Are you asking if I agree with

a) the modification of the public derivation is inconsistent with the secret derivation, so it's not possible to have them both?

or

b) a similar modification achieving a similar property is not possible for the secret derivation?

I guess that (a) is similar to what I'm asking, it's not about post #112, it refers to the issues raised in post #168 in response to post #167.
I was trying to understand your latest proposal better by asking specific well-defined questions, the question was whether your scheme allows replacing just the master privkey and retain the entire wallet tree structure, so that all the old chaincodes remain intact, while supporting both type-1 and type-2 derivations?

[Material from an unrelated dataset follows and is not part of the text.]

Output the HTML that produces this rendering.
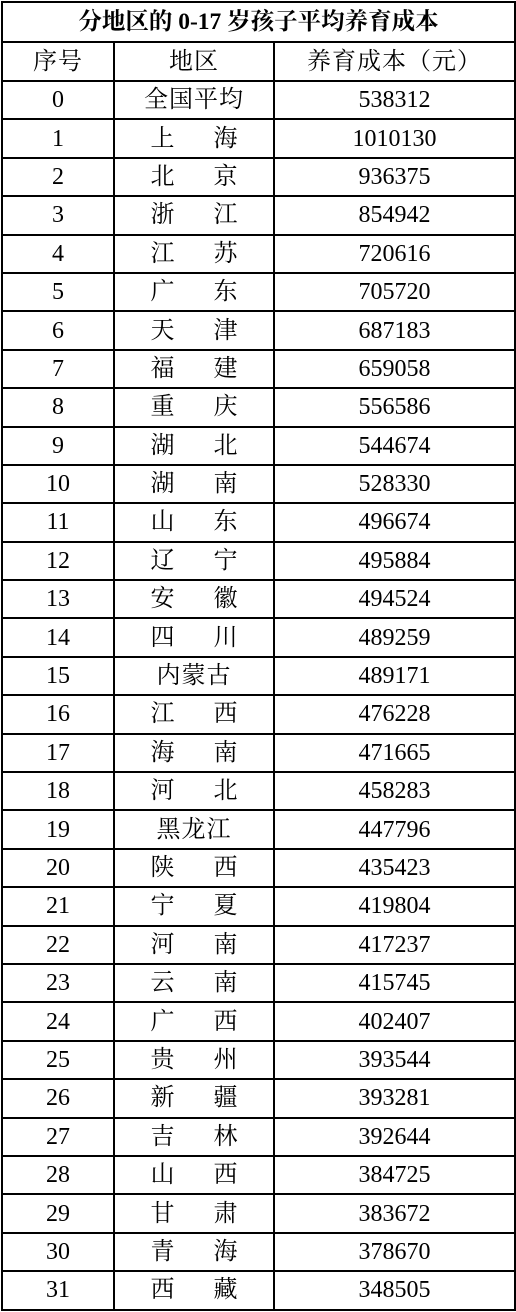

The answer to this question was "yes" with a scheme that supports only type-2 derivation.

The answer is "yes" again, I think. Simply use (IL,IR) := HMAC(cpar,i) as proposed in #167 for both types of derivation and proceed as in BIP 32 (ki = I_L*kpar). It doesn't give any new property for the secret derivation as it does for the public one, but it doesn't break secret derivation either.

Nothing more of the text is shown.